Online digital children’s library

This morning I got a call from overseas from someone asking for help with a curriculum for preschool age children.  Not being a huge fan of canned curriculum, I told her she could look online but shared my perspective that: a) there’s no such thing as a standardized curriculum – it varies from country to country, state to state, and even county to county; b) it’s important to be aware of readiness and to ‘prime the pump’, so to speak.

I then asked her about what her specific concern was, and she told me that her young daughter (age 5) had trouble with the concept of sequencing in a story and was currently working with a speech therapist on this.  I said that a child the age of that age was on the continuum of normal in absorbing this understanding.  So, I continued, as long as the mother continued reading with her, the daughter would naturally pick it up without it being taught as a remedial skill.

And then the mother told me that was a problem, that she doesn’t read to her!  Well, obviously that’s a huge part of why the child can’t follow storylines – she doesn’t have experience in sequencing stories!   I explained to the mother that it’s unfair to say a child has a learning disability when they’re placed in an environment that they have no context to relate to or understand.  It often happens that parents treat their child for their symptoms instead of looking at where the root issue is; this is an example of a child being diagnosed with a learning disability when the problem is the home learning environment.  (I could go on and on with examples of this – it’s really upsetting when I see children labeled with their symptoms and then medicated or treated as if the child is the problem, etc, without anyone looking at what’s going on at home or making the changes that would make a difference for the child.) 

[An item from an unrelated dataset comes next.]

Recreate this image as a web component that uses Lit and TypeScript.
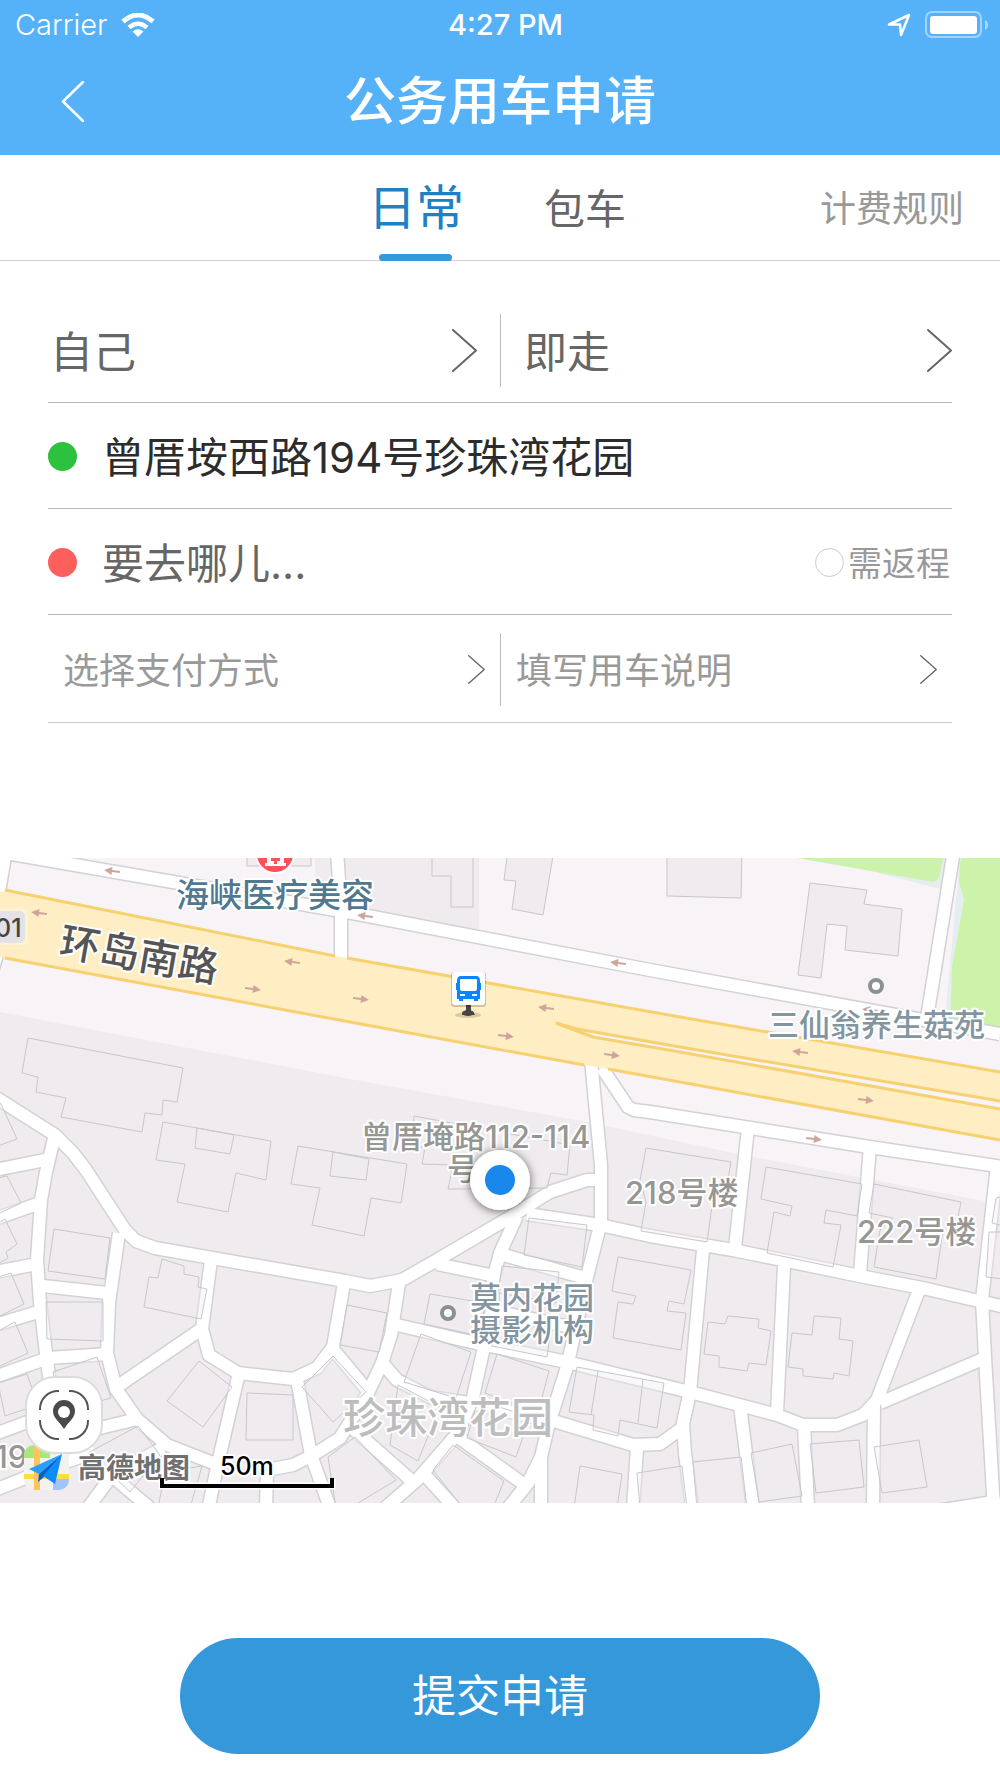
import { LitElement, html, css, svg } from "lit";
import { customElement, state } from "lit/decorators.js";

const roads: string[] = [
  // north side
  "0,852 12,854 173,882 347,912 650,970 1000,1034",
  "6,850 -1,892 -4,958 -12,985",
  "337,850 341,912 341,960",
  "954,850 927,1018",
  // service road south of the avenue
  "591,1060 601,1165 601,1222 587,1277 567,1367 548,1427 541,1457 528,1483 508,1508",
  "602,1068 628,1107 634,1110 650,1112 863,1146 1010,1168",
  "748,1128 735,1248",
  "870,1146 860,1274",
  "997,1166 982,1300 985,1357 994,1510",
  // ring road through the estate
  "-5,1097 55,1135 73,1153 86,1170 125,1230 136,1241 155,1248 345,1281 370,1286 402,1280 437,1260 507,1219 550,1192 587,1180 601,1180",
  "527,1214 600,1225 650,1236 733,1250 860,1276 927,1289 983,1302 1010,1308",
  // west lanes
  "54,1138 46,1172 41,1200 37,1260 40,1303 46,1353 52,1400",
  "-5,1170 45,1160",
  "-5,1219 40,1203",
  "-5,1272 37,1264",
  "-5,1325 38,1312",
  "-5,1377 48,1358 108,1354",
  "-5,1434 30,1421 100,1428 137,1419",
  "-5,1490 60,1464 95,1452",
  "43,1286 107,1293",
  "119,1233 109,1303 107,1353 116,1389 137,1419 167,1445 213,1463",
  "118,1386 200,1330",
  "211,1260 202,1329 209,1355 238,1373 293,1379 317,1368 333,1347 344,1283",
  "239,1373 218,1463 208,1510",
  "297,1380 311,1455 330,1508",
  "267,1470 293,1465 313,1455 340,1438 367,1395 382,1363 391,1335 399,1283",
  "267,1472 266,1508",
  "332,1348 367,1390",
  "88,1508 113,1474 163,1448",
  "112,1476 150,1508",
  // photo studio quarter
  "397,1325 480,1344 567,1362 690,1392 777,1415 803,1425 837,1425 863,1415 877,1400 919,1290",
  "384,1365 397,1380 430,1397 475,1404 557,1422 633,1445 660,1444 682,1428 690,1392",
  "517,1216 500,1253 493,1280 492,1310 484,1347 473,1397 458,1433 417,1480 385,1508",
  "437,1264 490,1275",
  "500,1254 585,1278",
  "490,1310 575,1328",
  "352,1428 413,1482",
  "424,1474 455,1508",
  "458,1437 522,1483",
  "541,1457 541,1508",
  // east quarter
  "703,1250 690,1392 683,1423 685,1453 692,1508",
  "784,1266 777,1413",
  "880,1403 985,1358",
  "874,1405 873,1508",
  "740,1406 753,1508",
  "804,1425 808,1508",
  "637,1447 633,1508",
  "930,1512 1000,1501",
];

const upperBuildings: string[] = [
  "247,850 311,850 311,866 247,866",
  "432,850 432,876 451,876 451,907 473,907 473,850",
  "508,850 504,880 516,881 512,909 543,915 554,850",
  "667,850 667,896 741,898 742,850",
  "810,883 867,890 864,904 902,909 898,956 845,950 847,926 827,924 821,978 798,975",
];

const buildings: string[] = [
  "28,1038 183,1068 177,1102 163,1100 162,1115 145,1113 142,1132 61,1117 66,1098 36,1092 38,1077 22,1073",
  "163,1122 271,1141 266,1180 236,1173 228,1212 177,1202 185,1164 156,1160",
  "197,1128 195,1148 230,1154 234,1135",
  "298,1146 407,1164 401,1203 371,1198 364,1236 312,1225 320,1188 291,1184",
  "333,1152 330,1176 366,1180 369,1159",
  "414,1116 570,1145 567,1175 551,1173 547,1188 448,1189 453,1165 422,1164 425,1148 411,1145",
  "646,1148 731,1162 726,1190 712,1206 707,1242 641,1231 646,1202 640,1180",
  "766,1167 862,1184 857,1216 826,1210 824,1223 841,1225 833,1267 767,1253 774,1212 790,1216 792,1206 761,1199",
  "874,1184 961,1202 958,1217 943,1230 936,1279 874,1267 880,1230 893,1218 869,1213",
  "618,1257 691,1270 684,1304 669,1301 667,1311 686,1313 681,1350 613,1338 618,1302 633,1304 636,1296 612,1291",
  "708,1322 725,1324 728,1316 759,1319 758,1328 771,1331 766,1365 749,1363 747,1371 719,1367 719,1356 704,1354",
  "792,1333 812,1335 814,1316 841,1318 839,1339 853,1341 849,1376 834,1373 833,1379 803,1376 803,1369 788,1367",
  "54,1229 110,1238 105,1279 48,1271",
  "46,1302 103,1302 103,1341 47,1339",
  "162,1259 184,1266 184,1274 199,1277 198,1287 207,1289 201,1319 144,1307 149,1277 158,1278",
  "199,1361 232,1387 203,1427 167,1401",
  "247,1393 293,1395 293,1440 246,1440",
  "333,1356 302,1387 333,1422 366,1392",
  "53,1372 97,1357 111,1398 60,1412",
  "-2,1383 27,1374 38,1405 5,1416",
  "-2,1331 15,1322 28,1353 -2,1367",
  "-2,1277 11,1273 24,1304 -2,1317",
  "-2,1223 5,1219 17,1244 6,1252 8,1258 -2,1264",
  "-2,1178 7,1176 21,1203 -2,1214",
  "-2,1100 2,1106 17,1139 -2,1146",
  "529,1218 587,1225 582,1267 524,1255",
  "502,1266 559,1272 556,1303 498,1293",
  "430,1294 485,1303 480,1336 424,1324",
  "421,1334 471,1352 456,1398 404,1382",
  "497,1354 549,1371 538,1413 485,1393",
  "494,1318 551,1328 547,1357 492,1346",
  "347,1305 387,1313 379,1352 340,1345",
  "577,1367 664,1383 657,1428 620,1420 618,1436 593,1430 594,1415 569,1412",
  "398,1385 440,1407 418,1461 390,1445",
  "478,1400 530,1417 516,1457 467,1438",
  "453,1445 504,1481 493,1508 463,1508 433,1470",
  "580,1466 622,1474 617,1508 574,1508",
  "637,1473 682,1466 687,1508 640,1508",
  "693,1462 741,1457 747,1508 697,1508",
  "751,1453 792,1444 802,1496 759,1502",
  "810,1444 859,1440 864,1487 816,1493",
  "874,1447 919,1440 927,1487 882,1493",
  "996,1198 992,1223 1004,1226 1004,1196",
  "989,1232 986,1277 1004,1279 1004,1232",
  "355,1437 396,1480 350,1508 336,1508 328,1457",
  "138,1426 160,1455 130,1492 88,1453",
  "165,1472 202,1466 190,1508 158,1508",
];

type Arrow = [number, number, number];
const arrows: Arrow[] = [
  [112, 871, 188], [39, 913, 188], [292, 962, 188], [365, 916, 188],
  [618, 963, 188], [546, 1008, 188], [800, 1052, 188], [870, 1010, 188],
  [253, 989, 8], [361, 999, 8], [506, 1036, 8], [612, 1055, 8],
  [866, 1100, 8], [814, 1139, 8],
];

@customElement("city-map")
class CityMap extends LitElement {
  static styles = css`
    :host { display: block; position: relative; }
    .canvas { display: block; width: 100%; height: auto; }
    .casing { fill: none; stroke: #d2d2d4; stroke-width: 15; stroke-linejoin: round; }
    .lane { fill: none; stroke: #fff; stroke-width: 12; stroke-linejoin: round; }
    .block { fill: #efebef; }
    .tower { fill: #efebef; stroke: #c6c7cd; }
    .house { fill: #efebef; fill-opacity: 0.4; stroke: #c6c8ce; }
    .edge { fill: none; stroke: #f7d070; stroke-width: 3; }
    text {
      font-family: Inter, "Noto Sans CJK SC", sans-serif;
      font-weight: 500; paint-order: stroke; stroke: #fff; stroke-width: 4;
      stroke-linejoin: round;
    }
    .clinic { font-size: 33px; fill: #50788f; }
    .avenue { font-size: 40px; fill: #555; }
    .poi { font-size: 31px; fill: #8395a0; }
    .address { font-size: 31px; fill: #969693; }
    .estate { font-size: 42px; fill: #bdbdbd; }
    .shield { font-size: 25px; fill: #444; stroke: none; }
    .brand { font-size: 28px; font-weight: 700; fill: #707070; }
    .scale { font-size: 25px; fill: #000; }
    .locate {
      position: absolute; left: 25px; bottom: 49px; width: 78px; height: 78px;
      padding: 0; border: 2px solid #dcdcdc; border-radius: 30px; background: #fff;
      display: grid; place-items: center;
    }
    .locate svg { width: 50px; height: 50px; }
  `;

  render() {
    return html`
      <svg class="canvas" viewBox="0 858 1000 645" role="img" aria-label="地图">
        <rect y="858" width="1000" height="645" fill="#f7f3f7" />
        <path d="M790 850 940 889 950 850Z" fill="#e4eeee" />
        <path d="M797 850V858L928 881Q937 883 939 877L945 850Z" fill="#cdf2aa" />
        <path d="M960 850 958 885 956 900 945 1020H1000V850Z" fill="#e4eeee" />
        <path d="M965 850 960 863 959 882 964 900 952 967 950 1030H1000V850Z" fill="#cdf2aa" />
        <path class="block" d="M315 850H479V930L315 900Z" />
        <path class="block" d="M0 1012 350 1079 587 1122 738 1154 863 1178 1000 1204V1503H0Z" />
        ${upperBuildings.map((p) => svg`<polygon class="tower" points=${p} />`)}
        ${roads.map((p) => svg`<polyline class="casing" points=${p} />`)}
        ${roads.map((p) => svg`<polyline class="lane" points=${p} />`)}
        ${buildings.map((p) => svg`<polygon class="house" points=${p} />`)}
        <path class="house" d="M598 1371 591 1415M643 1379 638 1423" />

        <path d="M0 892 7 891 335 956 347 958 680 1017 1000 1072V1140L680 1082 585 1065 350 1022 5 958 0 957Z" fill="#ffeec4" />
        <path d="M577 1029 680 1047 1000 1101V1109L680 1052 593 1037Z" fill="#f7f3f7" />
        <path class="edge" d="M5 890 335 956M347 958 680 1017 1000 1072" />
        <path class="edge" d="M5 958 350 1022 584 1065M608 1069 680 1082 1000 1140" />
        <path class="edge" d="M556 1023 577 1029 680 1047 1000 1101" stroke-linejoin="round" />
        <path class="edge" d="M556 1023 593 1037 680 1052 1000 1109" stroke-linejoin="round" />

        ${arrows.map(([x, y, r]) => svg`
          <path transform="translate(${x} ${y}) rotate(${r})" d="M-8-1H0V-4L8 0 0 4V1H-8Z" fill="#cfa59b" />`)}

        <rect x="-20" y="908" width="48" height="37" rx="7" fill="#fff3d5" />
        <rect x="-20" y="911" width="45" height="32" rx="5" fill="#e4e2e6" />
        <text class="shield" x="-5" y="937">01</text>

        <circle cx="275" cy="854" r="20" fill="#fff" />
        <circle cx="275" cy="854" r="18" fill="#fb5258" />
        <path d="M265 866H286V863H284V850H267V863H265Z" fill="#fff" />
        <path d="M274 855H277V858H280V861H277V864H274V861H271V858H274Z" fill="#fb5258" />

        <g fill="#fff" stroke="#8b9190" stroke-width="4">
          <circle cx="876" cy="986" r="6" />
          <circle cx="448" cy="1313" r="6" />
        </g>

        <text class="clinic" x="176" y="907">海峡医疗美容</text>
        <text class="avenue" transform="translate(58 955) rotate(10)">环岛南路</text>
        <text class="poi" x="768" y="1036">三仙翁养生菇苑</text>
        <text class="address" x="361" y="1148">曾厝埯路112-114</text>
        <text class="address" x="447" y="1180">号</text>
        <text class="address" x="625" y="1204">218号楼</text>
        <text class="address" x="857" y="1243">222号楼</text>
        <text class="poi" x="470" y="1309">莫内花园</text>
        <text class="poi" x="470" y="1341">摄影机构</text>
        <text class="estate" x="343" y="1433">珍珠湾花园</text>
        <text class="address" x="-5" y="1468">19</text>

        <ellipse cx="468" cy="1015" rx="13" ry="3" fill="#000" opacity=".15" />
        <path d="M466 1004H471V1011Q474 1012 475 1015H462Q463 1012 466 1011Z" fill="#444" />
        <ellipse cx="468" cy="1013" rx="6" ry="3" fill="#444" />
        <rect x="451" y="972" width="35" height="35" rx="3" fill="#000" opacity=".18" />
        <rect x="452" y="972" width="33" height="33" rx="3" fill="#fff" />
        <path fill="#0a84ff" fill-rule="evenodd" d="M461 976H476Q480 976 480 981V983H481V990H480V999H478V1001H474V999H463V1001H459V999H457V990H456V983H457V981Q457 976 461 976ZM461 979Q460 979 460 980V989Q460 991 462 991H475Q477 991 477 989V980Q477 979 476 979ZM460 994V996H465V994ZM472 994V996H477V994Z" />

        <defs>
          <filter id="shade" x="-50%" y="-50%" width="200%" height="200%">
            <feDropShadow dx="0" dy="1" stdDeviation="5" flood-opacity=".6" />
          </filter>
          <clipPath id="tile"><rect x="24" y="1445" width="45" height="45" rx="10" /></clipPath>
        </defs>
        <circle cx="500" cy="1180" r="30" fill="#fff" filter="url(#shade)" />
        <circle cx="500" cy="1180" r="15" fill="#1a87eb" />

        <g clip-path="url(#tile)">
          <rect x="24" y="1445" width="45" height="45" fill="#f3f2ec" />
          <path d="M24 1445H50V1458H24Z" fill="#a9e67c" />
          <path d="M53 1490V1478H69V1490Z" fill="#9fc5ff" />
          <path d="M24 1474H69V1479H24Z" fill="#ffdd4a" />
          <path d="M34 1445H40V1490H34Z" fill="#ffc55c" />
        </g>
        <path d="M62 1454 29 1469 39 1474Z" fill="#27a0ff" />
        <path d="M62 1454 39 1474 38 1482 44 1477Z" fill="#0a5fc0" />
        <path d="M62 1454 43 1476 55 1484Z" fill="#0d8bff" />
        <text class="brand" x="78" y="1478">高德地图</text>
        <path d="M162 1479V1486H332V1479" fill="none" stroke="#fff" stroke-width="7" />
        <path d="M162 1478V1486H332V1478" fill="none" stroke="#000" stroke-width="4" />
        <text class="scale" x="220" y="1475">50m</text>
      </svg>
      <button class="locate" type="button" aria-label="定位">
        <svg viewBox="0 0 50 50" fill="none" stroke="#555" stroke-width="2">
          <path d="M1 20V19C1 9 9 1 19 1H20M30 1H31C41 1 49 9 49 19V20M49 30V31C49 41 41 49 31 49H30M20 49H19C9 49 1 41 1 31V30" />
          <path d="M25 39C20 31 14 28 14 21A11 11 0 0 1 36 21C36 28 30 31 25 39Z" fill="#4a4a4a" stroke="none" />
          <circle cx="25" cy="22" r="6" fill="#fff" stroke="none" />
        </svg>
      </button>
    `;
  }
}

@customElement("app-root")
class AppRoot extends LitElement {
  @state() private tab = "日常";

  static styles = css`
    :host {
      display: block; background: #fff; color: #666; line-height: 1.2;
      font-family: Inter, "Noto Sans CJK SC", sans-serif;
    }
    button, input { font: inherit; color: inherit; }
    button { padding: 0; border: 0; background: none; cursor: pointer; text-align: left; }
    a { color: inherit; text-decoration: none; }
    svg { display: block; }

    .top { background: #55b1f8; color: #fff; }
    .status {
      display: grid; grid-template-columns: 1fr auto 1fr; align-items: center;
      height: 50px; padding: 0 12px 0 15px; font-size: 29px;
    }
    .carrier { display: flex; align-items: center; gap: 14px; font-weight: 300; }
    .clock { padding-left: 8px; font-weight: 500; }
    .power { display: flex; align-items: center; justify-content: flex-end; gap: 14px; }
    .nav {
      display: grid; grid-template-columns: 1fr auto 1fr; align-items: center;
      height: 105px;
    }
    .back { justify-self: start; padding: 20px 24px 20px 61px; }
    .title { margin: 0; font-size: 52px; font-weight: 500; }

    .tabs {
      display: grid; grid-template-columns: 1fr auto 1fr; align-items: center;
      height: 105px; border-bottom: 1px solid #cfcfd4; color: #666;
    }
    .pair { grid-column: 2; display: flex; gap: 80px; height: 106px; padding-right: 6px; }
    .tab { position: relative; padding-top: 4px; font-size: 41px; }
    .tab.on { padding-top: 0; font-size: 48px; color: #2080c4; }
    .tab.on::after {
      content: ""; position: absolute; left: 50%; bottom: 0; width: 73px; height: 7px;
      margin-left: -37px; border-radius: 4px; background: #3598db;
    }
    .rules { justify-self: end; padding: 4px 36px 0 0; font-size: 36px; color: #999; }

    .form { padding: 36px 48px 0; }
    .row {
      box-sizing: border-box; display: flex; align-items: center; height: 106px;
      padding-top: 2px; border-bottom: 1px solid #b8b8b8; font-size: 42px;
    }
    .row.last { height: 108px; border-color: #ccc; }
    .half { flex: none; width: 50%; display: flex; align-items: center; justify-content: space-between; }
    .half span { padding-top: 4px; }
    .half + .half { border-left: 1px solid #bbb; height: 73px; }
    .big { font-size: 43px; padding: 0 23px 0 2px; }
    .big + .big { padding: 0 0 0 23px; }
    .small { font-size: 36px; color: #999; padding: 0 15px; }
    .dot { width: 29px; height: 29px; margin-right: 25px; border-radius: 50%; flex: none; }
    .from { background: #2cc13f; }
    .to { background: #fd5f5d; }
    .place { padding-top: 4px; color: #2c2c2c; }
    .where { flex: 1; min-width: 0; padding: 4px 0 0; border: 0; outline: 0; background: none; }
    .where::placeholder { color: #666; opacity: 1; }
    .return { display: flex; align-items: center; gap: 4px; padding-right: 2px; font-size: 34px; color: #999; }
    .return span { padding-top: 4px; }
    .tick {
      appearance: none; width: 29px; height: 29px; margin: 0; flex: none;
      border: 1px solid #ccc; border-radius: 50%; background: #fff;
    }
    .tick:checked { background: #3598db; }

    .map { margin-top: 135px; }
    .foot { padding: 135px 18% 24px; }
    .submit {
      width: 100%; height: 116px; border-radius: 58px; background: #3598db;
      color: #fff; font-size: 44px; text-align: center;
    }
  `;

  private chevron(width: number, height: number, stroke: number) {
    return html`<svg width=${width} height=${height} viewBox="0 0 25 43" fill="none" stroke="#666"
      stroke-width=${stroke} stroke-linecap="round" stroke-linejoin="round" aria-hidden="true">
      <path d="M1 1 24 21.500 1 42" />
    </svg>`;
  }

  private tabButton(name: string) {
    return html`<button class="tab ${this.tab === name ? "on" : ""}" type="button" role="tab"
      aria-selected=${this.tab === name} @click=${() => (this.tab = name)}>${name}</button>`;
  }

  render() {
    return html`
      <header class="top">
        <div class="status">
          <div class="carrier">
            <span>Carrier</span>
            <svg width="34" height="24" viewBox="0 0 34 24" fill="none" stroke="#fff" stroke-width="5">
              <path d="M2 8.500Q17-4.500 32 8.500" />
              <path d="M8 14.500Q17 7 26 14.500" stroke-width="4.500" />
              <path d="M11.500 18.500Q17 14 22.500 18.500L17 24Z" fill="#fff" stroke="none" />
            </svg>
          </div>
          <span class="clock">4:27 PM</span>
          <div class="power">
            <svg width="24" height="24" viewBox="0 0 24 24" fill="none" stroke="#fff" stroke-width="2.500" stroke-linejoin="round">
              <path d="M2 11.500 22 2 14 22 13 11.500Z" />
            </svg>
            <svg width="63" height="28" viewBox="0 0 63 28">
              <rect x="1" y="1" width="55" height="25" rx="6" fill="none" stroke="#fff" stroke-width="2" opacity=".45" />
              <rect x="5" y="5" width="47" height="18" rx="3" fill="#fff" />
              <path d="M60 9Q63 10 63 14T60 19Z" fill="#fff" opacity=".5" />
            </svg>
          </div>
        </div>
        <div class="nav">
          <button class="back" type="button" aria-label="返回">
            <svg width="24" height="43" viewBox="0 0 24 43" fill="none" stroke="#fff" stroke-width="2.500" stroke-linecap="round" stroke-linejoin="round">
              <path d="M22 1 2 20.500 22 40" />
            </svg>
          </button>
          <h1 class="title">公务用车申请</h1>
        </div>
      </header>

      <nav class="tabs">
        <div class="pair" role="tablist">${this.tabButton("日常")}${this.tabButton("包车")}</div>
        <a class="rules" href="#rules">计费规则</a>
      </nav>

      <form class="form" @submit=${(e: Event) => e.preventDefault()}>
        <div class="row">
          <button class="half big" type="button"><span>自己</span>${this.chevron(25, 43, 2)}</button>
          <button class="half big" type="button"><span>即走</span>${this.chevron(25, 43, 2)}</button>
        </div>
        <div class="row">
          <span class="dot from"></span>
          <button class="place" type="button">曾厝垵西路194号珍珠湾花园</button>
        </div>
        <div class="row">
          <span class="dot to"></span>
          <input class="where" type="text" placeholder="要去哪儿..." aria-label="目的地" />
          <label class="return"><input class="tick" type="checkbox" /><span>需返程</span></label>
        </div>
        <div class="row last">
          <button class="half small" type="button"><span>选择支付方式</span>${this.chevron(17, 29, 2)}</button>
          <button class="half small" type="button"><span>填写用车说明</span>${this.chevron(17, 29, 2)}</button>
        </div>
      </form>

      <city-map class="map"></city-map>

      <footer class="foot">
        <button class="submit" type="button">提交申请</button>
      </footer>
    `;
  }
}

Anyway, I suggested that the mother begin regularly reading with her daughter, and she told me they didn’t really own many books in their native language.  I explained that could use/adapt what they have; kids don’t mind having the same book daily!  However, here’s a great free resource has children’s books to read online in 73 languages for anyone who wants to increase the books they have available to read to their children – it’s the International Children’s Digital Library.  Even if you have a great library near home, this can be a great way to access books in foreign languages!


5 thoughts on “Online digital children’s library

  1. Thanks so much for the great encouragement and reminders to do what I know is right that I get from reading your blog entries. I just started homeschooling my children (ages 6 1/2, 5 and 3 1/2) and I am still trying to figure out what I am doing and what is the best way to go about teaching them. So I am encouraged to keep reading to my kids and not to get impatient or frustrated with my 6 yr old that he’s not reading comfortably on his own yet but to keep reading to him.

    1. Six year olds are really in the middle of the wide spectrum of normal ages to learn to read – I’d say the spectrum is about 4 – 9, with kids learning earlier or later still being normal but less common. So your son still has plenty of time – of our first six children, all learned to read on their own between the ages of 5 and 8, with most of them learning at 6 or 7.

      Keep reading to your kids even after they can read to themselves! It’s a wonderful opportunity to connect, and then a child doesn’t fear that he’ll miss the closeness of reading time once he reads independently, but most parents stop reading much once their children are reading on their own.

  2. Thanks for that link! At 6 weeks DD doesn’t seem that interested yet when we read to her, but we enjoy it, and once she’s caught on that’ll be a useful addition I’m sure! (Plus we found a translation of Mother Goose into Latin and Ancient Greek, which my DH likes.)

    1. Congratulations on your new baby girl!

      I’m glad the site was helpful – there’s lots to access that can be used in a variety of ways by kids (and adults!) of all ages!

  3. I love your site. I’ve been reading to both of my kids since they were born, and plan to do so until they leave for college. My mom and I read many classic books together (one chapter a night) when I was in high school, and I treasure those memories.